+++ Data lines

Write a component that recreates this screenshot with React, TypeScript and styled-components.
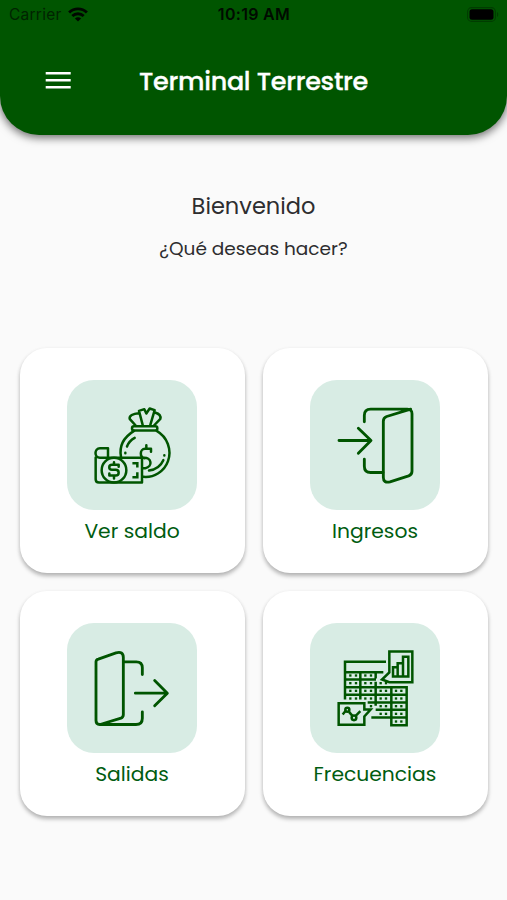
import React from "react";
import styled, { createGlobalStyle } from "styled-components";

const green = "#005500";

const GlobalStyle = createGlobalStyle`
  *, *::before, *::after { box-sizing: border-box; }
  body { margin: 0; background: #fafafa; }
`;

const Screen = styled.div`
  width: 507px;
  height: 900px;
  overflow: hidden;
  background: #fafafa;
  font-family: Poppins, Inter, "Open Sans", sans-serif;
`;

const Header = styled.header`
  height: 135px;
  background: ${green};
  border-radius: 0 0 39px 39px;
  box-shadow: 0 2px 9px 1px rgba(0, 0, 0, 0.55);
`;

const StatusBar = styled.div`
  display: grid;
  grid-template-columns: 1fr auto 1fr;
  align-items: center;
  height: 28px;
  padding: 0 8px 0 9px;
  font-family: Inter, sans-serif;
  font-size: 15.5px;
  color: #000;
`;

const Carrier = styled.div`
  display: flex;
  align-items: center;
  gap: 6px;
  letter-spacing: 0.25px;
  color: #002300;
`;

const Clock = styled.div`
  font-size: 16px;
  font-weight: 600;
  letter-spacing: 0.3px;
  color: #000b00;
`;

const BatterySlot = styled.div`
  display: flex;
  justify-content: flex-end;
`;

const TitleBar = styled.div`
  display: grid;
  grid-template-columns: 71px 1fr 71px;
  align-items: center;
  height: 106px;
`;

const MenuButton = styled.button`
  display: flex;
  justify-content: flex-end;
  padding: 0;
  border: 0;
  background: none;
`;

const Title = styled.h1`
  margin: 0;
  text-align: center;
  white-space: nowrap;
  font-size: 25.5px;
  line-height: 32px;
  font-weight: 500;
  letter-spacing: -0.3px;
  -webkit-text-stroke: 0.3px #fff;
  color: #fff;
`;

const Welcome = styled.section`
  display: flex;
  flex-direction: column;
  align-items: center;
  height: 213px;
  padding-top: 54.5px;
  color: #2d2d2f;
`;

const Greeting = styled.h2`
  margin: 0;
  font-size: 22.5px;
  line-height: 32px;
  font-weight: 400;
`;

const Question = styled.p`
  margin: 12px 0 0;
  font-size: 18.5px;
  line-height: 30px;
`;

const CardGrid = styled.main`
  display: grid;
  grid-template-columns: 225px 225px;
  grid-auto-rows: 225px;
  gap: 18px;
  justify-content: center;
`;

const Card = styled.button`
  display: flex;
  flex-direction: column;
  align-items: center;
  padding: 32px 0 0;
  border: 0;
  border-radius: 27px;
  background: #fff;
  box-shadow: 0 3px 4px rgba(0, 0, 0, 0.27), 0 1px 4px rgba(0, 0, 0, 0.05);
  font: inherit;
  color: #005c10;
`;

const IconTile = styled.div`
  display: flex;
  align-items: center;
  justify-content: center;
  width: 130px;
  height: 130px;
  border-radius: 27px;
  background: #d8ece4;
`;

const CardLabel = styled.span`
  margin-top: 6px;
  font-size: 20.3px;
  line-height: 30px;
`;

const Drawing = styled.svg<{ $stroke?: number }>`
  display: block;
  width: 95px;
  height: 95px;
  fill: none;
  stroke: ${green};
  stroke-width: ${(p) => p.$stroke ?? 8.5};
  stroke-linecap: round;
  stroke-linejoin: round;
`;

const WifiIcon = () => (
  <svg width="20" height="15" viewBox="0 0 20 15" fill="none" stroke="#000800" strokeWidth="2.9">
    <path d="M1.1 5.5C6.2.7 13.8.7 18.9 5.5" />
    <path d="M4.3 9C7.5 6 12.5 6 15.7 9" />
    <path d="M10 14.4 6.9 11.4c1.7-1.6 4.5-1.6 6.2 0Z" fill="#000800" stroke="none" />
  </svg>
);

const BatteryIcon = () => (
  <svg width="32" height="15" viewBox="0 0 32 15">
    <rect x=".6" y=".6" width="27.8" height="13.8" rx="4" fill="none" stroke="#003c00" strokeWidth="1.1" />
    <rect x="2.5" y="2.3" width="24" height="10.4" rx="2.5" fill="#000" />
    <path d="M30 5c1.7.8 1.7 4.2 0 5Z" fill="#003c00" />
  </svg>
);

const MenuIcon = () => (
  <svg width="26" height="18" viewBox="0 0 26 18" fill="#fff">
    <path d="M.7 0h25v2.6H.7zM.7 7h25v2.6H.7zM.7 14h25v2.6H.7z" />
  </svg>
);

const MoneyIcon = () => (
  <Drawing viewBox="0 7.5 285 285" $stroke={7.5}>
    <rect x="141" y="92" width="76" height="13" rx="6" />
    <path d="M152 90 134 70c-2-9 10-16 27-17 M173 88 162 46l16-5 6 13 10-15 15 5-13 44 M210 51c13 4 18 11 16 19l-19 20" />
    <path d="M108 184c-6-31 7-58 39-78 M215 106c32 18 46 57 34 91-11 31-42 50-74 47" />
    <path d="M126 153c4-11 12-20 23-26 M235 194c-8 18-22 28-43 31" />
    <path d="M121 172v1 M238 179v1" />
    <path d="M184 149v9 M198 169v-9h-18c-16 0-17 26-1 28 M174 187c27-3 30 27 7 31h-8" />
    <path d="M32 186v65q0 10 10 10h129v-74H45c-18 0-18-29 0-29h24v28" />
    <circle cx="87" cy="224" r="37" />
    <path d="M101 214v-6H81c-11 0-11 15 0 15h11c12 0 12 17 0 17H73v-6 M87 200v8 M87 240v9" />
    <path d="M146 203h11v9 M157 234v11h-11" strokeLinecap="square" strokeLinejoin="miter" />
  </Drawing>
);

const EnterIcon = () => (
  <Drawing viewBox="0 7.5 285 285">
    <path d="M109 79V60q0-19 19-19h110q14 0 14 14v172q0 10-10 14l-56 18q-20 5-20-14V77q0-10 10-14l72-22" />
    <path d="M109 191v21q0 19 19 19h37 M33 135h95 M91 98l38 37-38 38" />
  </Drawing>
);

const ExitIcon = () => (
  <Drawing viewBox="0 1.5 285 285">
    <path d="M172 102V82q0-18-18-18h-37 M172 214v19q0 19-19 19H44q-11 0-11-12V64q0-6 7-8l53-19q22-6 22 14v171q0 8-7 11l-63 19" />
    <path d="M151 158h95 M209 120l38 38-38 38" />
  </Drawing>
);

const cellDots = [
  [67, 105], [84, 105], [112, 105], [129, 105],
  [67, 128], [84, 128], [112, 128], [129, 128], [158, 128], [174, 128],
  [67, 151], [84, 151], [112, 151], [129, 151], [158, 151], [174, 151], [204, 151], [220, 151],
  [67, 174], [84, 174], [112, 174], [129, 174], [158, 174], [174, 174], [204, 174], [220, 174],
  [129, 197], [158, 197], [174, 197], [204, 197], [220, 197],
  [158, 220], [174, 220], [204, 220], [220, 220],
  [204, 243], [220, 243],
];

const ScheduleIcon = () => (
  <Drawing viewBox="0 1.5 285 285" $stroke={7.5}>
    <g strokeLinecap="butt" strokeLinejoin="miter">
      <path d="M51 177V64h123 M51 95h115 M51 117h93 M51 140h185v114h-46V140 M51 163h185 M97 95v82 M143 95v19 M143 124v72 M119 186h117 M143 208h93 M130 231h106" />
      <path d="M184 96V33h69v92h-69l-22-8Z M195 80h14v28h-14z M209 68h16v40h-16z M225 49h16v59h-16z" />
      <path d="M32 188h77v19h19l-19 21v25H32z" />
      <path d="m44 222 9-11 M63 214l11 13 M83 226l14-14" />
      <circle cx="58" cy="208" r="6" />
      <circle cx="78" cy="232" r="7" />
    </g>
    <g fill={green} stroke="none">
      {cellDots.map(([x, y]) => (
        <rect key={`${x}-${y}`} x={x - 3.5} y={y - 3.5} width="7" height="7" />
      ))}
    </g>
  </Drawing>
);

const actions = [
  { label: "Ver saldo", Icon: MoneyIcon },
  { label: "Ingresos", Icon: EnterIcon },
  { label: "Salidas", Icon: ExitIcon },
  { label: "Frecuencias", Icon: ScheduleIcon },
];

export default function App() {
  return (
    <>
      <GlobalStyle />
      <Screen>
        <Header>
          <StatusBar>
            <Carrier>
              Carrier
              <WifiIcon />
            </Carrier>
            <Clock>10:19 AM</Clock>
            <BatterySlot>
              <BatteryIcon />
            </BatterySlot>
          </StatusBar>
          <TitleBar>
            <MenuButton aria-label="Menú">
              <MenuIcon />
            </MenuButton>
            <Title>Terminal Terrestre</Title>
          </TitleBar>
        </Header>
        <Welcome>
          <Greeting>Bienvenido</Greeting>
          <Question>¿Qué deseas hacer?</Question>
        </Welcome>
        <CardGrid>
          {actions.map(({ label, Icon }) => (
            <Card key={label}>
              <IconTile>
                <Icon />
              </IconTile>
              <CardLabel>{label}</CardLabel>
            </Card>
          ))}
        </CardGrid>
      </Screen>
    </>
  );
}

++++++

_Job_
List every line above containing the word "components".

_Problem solution_
Write a component that recreates this screenshot with React, TypeScript and styled-components.
import styled, { createGlobalStyle } from "styled-components";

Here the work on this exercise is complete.